One method to produce a silica aerogel uses a modified Stöber process and supercritical drying. The product appears translucent with a blue tinge as a consequence of Rayleigh scattering; when placed in front of a light source, the transmitted light becomes yellowish because the blue one has been scattered. This aerogel has a surface area of 700 m^{2}⋅g^{−1} and a density of 0.040 g⋅cm^{−3}; by way of contrast, the density of air is 0.0012 g⋅cm^{−3} (at 15 °C and 1 atm).

Silica aerogels held 15 entries for materials properties in the Guinness World Records in 2011, including for best insulator and lowest-density solid, though aerographite took the latter title in 2012.

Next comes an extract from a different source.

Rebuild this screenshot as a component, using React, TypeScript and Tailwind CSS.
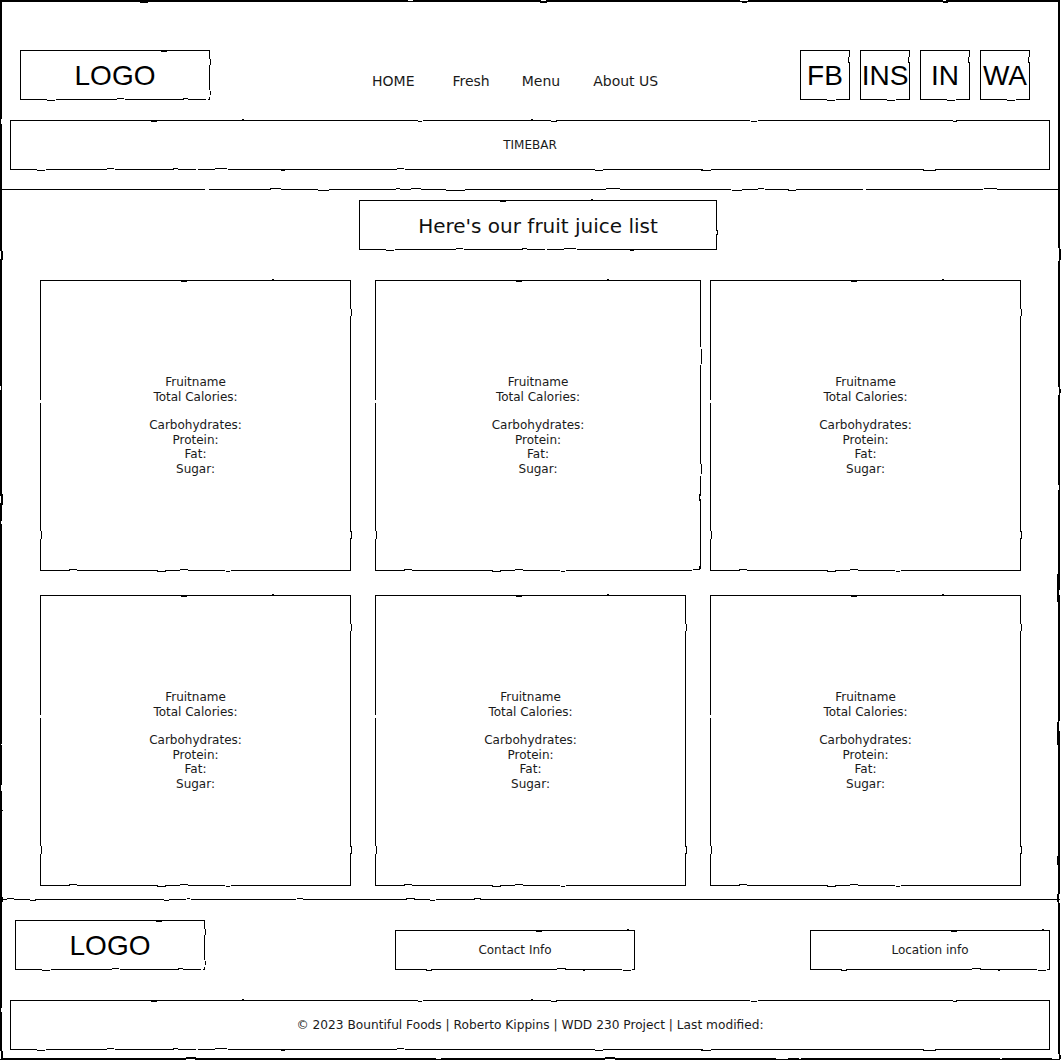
import React from "react";

const sans = "font-['DejaVu_Sans',Verdana,sans-serif]";

// hand drawn outline laid over a box
function Rough({ className = "border" }: { className?: string }) {
  return (
    <span
      className={`pointer-events-none absolute inset-0 border-black [filter:url(#rough)] ${className}`}
    />
  );
}

function FruitCard({ className }: { className: string }) {
  return (
    <div className={`relative flex h-[291px] items-center justify-center ${className}`}>
      <Rough />
      <div className="text-center text-[12px] leading-[14.5px] text-[#1a1a1a]">
        <div>Fruitname</div>
        <div>Total Calories:</div>
        <div className="h-[14px]" />
        <div>Carbohydrates:</div>
        <div>Protein:</div>
        <div>Fat:</div>
        <div>Sugar:</div>
      </div>
    </div>
  );
}

export default function App() {
  const socials = ["FB", "INS", "IN", "WA"];

  return (
    <div className={`bg-white ${sans}`}>
      <svg width="0" height="0" className="absolute">
        <filter id="rough" x="-5%" y="-5%" width="110%" height="110%">
          <feTurbulence type="fractalNoise" baseFrequency="0.045" numOctaves="1" seed="4" />
          <feDisplacementMap in="SourceGraphic" scale="2.5" />
        </filter>
      </svg>

      <div className="relative flex h-[1060px] w-[1060px] flex-col">
        <Rough className="border-2" />

        {/* header */}
        <header className="relative h-[190px] shrink-0">
          <Rough className="border-b" />
          <div className="flex pt-[50px]">
            <div className="relative ml-[20px] flex h-[50px] w-[190px] items-center justify-center">
              <Rough />
              <span className="pt-[2px] font-['Liberation_Sans',Arial,sans-serif] text-[28px] text-black">LOGO</span>
            </div>

            <nav className="ml-[162px] mt-[23px] flex text-[14px] leading-[17px] text-[#1a1a1a]">
              <a>HOME</a>
              <a className="ml-[38px]">Fresh</a>
              <a className="ml-[32px]">Menu</a>
              <a className="ml-[33px]">About US</a>
            </nav>

            <div className="ml-auto mr-[30px] flex gap-[10px]">
              {socials.map((s) => (
                <div key={s} className="relative flex h-[50px] w-[50px] items-center justify-center">
                  <Rough />
                  <span className="pt-[2px] font-['Liberation_Sans',Arial,sans-serif] text-[28px] text-black">{s}</span>
                </div>
              ))}
            </div>
          </div>

          <div className="relative mx-[10px] mt-[20px] flex h-[50px] items-center justify-center text-[12px] text-[#1a1a1a]">
            <Rough />
            TIMEBAR
          </div>
        </header>

        {/* juice list */}
        <main className="relative h-[710px] shrink-0">
          <Rough className="border-b" />
          <div className="relative ml-[359px] mt-[10px] flex h-[50px] w-[358px] items-center justify-center pt-[2px] text-[20px] text-[#111]">
            <Rough />
            Here's our fruit juice list
          </div>

          <div className="ml-[40px] mt-[30px] grid grid-cols-[311px_311px_311px] gap-x-[24px] gap-y-[24px]">
            <FruitCard className="w-[311px]" />
            <FruitCard className="w-[326px]" />
            <FruitCard className="w-[311px]" />
            <FruitCard className="w-[311px]" />
            <FruitCard className="w-[311px]" />
            <FruitCard className="w-[311px]" />
          </div>
        </main>

        {/* footer */}
        <footer className="relative flex-1">
          <div className="flex items-start pt-[20px]">
            <div className="relative ml-[15px] flex h-[50px] w-[190px] items-center justify-center">
              <Rough />
              <span className="pt-[2px] font-['Liberation_Sans',Arial,sans-serif] text-[28px] text-black">LOGO</span>
            </div>
            <div className="relative ml-[190px] mt-[10px] flex h-[40px] w-[240px] items-center justify-center text-[12px] text-[#1a1a1a]">
              <Rough />
              Contact Info
            </div>
            <div className="relative ml-[175px] mt-[10px] flex h-[40px] w-[240px] items-center justify-center text-[12px] text-[#1a1a1a]">
              <Rough />
              Location info
            </div>
          </div>

          <div className="relative mx-[10px] mt-[30px] flex h-[50px] items-center justify-center text-[12.2px] text-[#1a1a1a]">
            <Rough />
            © 2023 Bountiful Foods | Roberto Kippins | WDD 230 Project | Last modified:
          </div>
        </footer>
      </div>
    </div>
  );
}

Aerographene, with a density of just 13% of that of room temperature air and less dense than helium gas, became the lowest-density solid yet developed in 2013. Stöber-like methods have been applied in the preparation of aerogels in non-silica systems. NASA has developed silica aerogels with a polymer coating to reinforce the structure, producing a material roughly two orders of magnitude stronger for the same density, and also polymer aerogels, which are flexible and can be formed into a bendable thin film.

=== Colloidal silica ===
Colloidal silica is widely used in metal casting.

=== Synthetic opals ===
Stöber process may be used to produce spherical particles to grow lustrous opal mineraloids. (Note: At least two researches have reported.)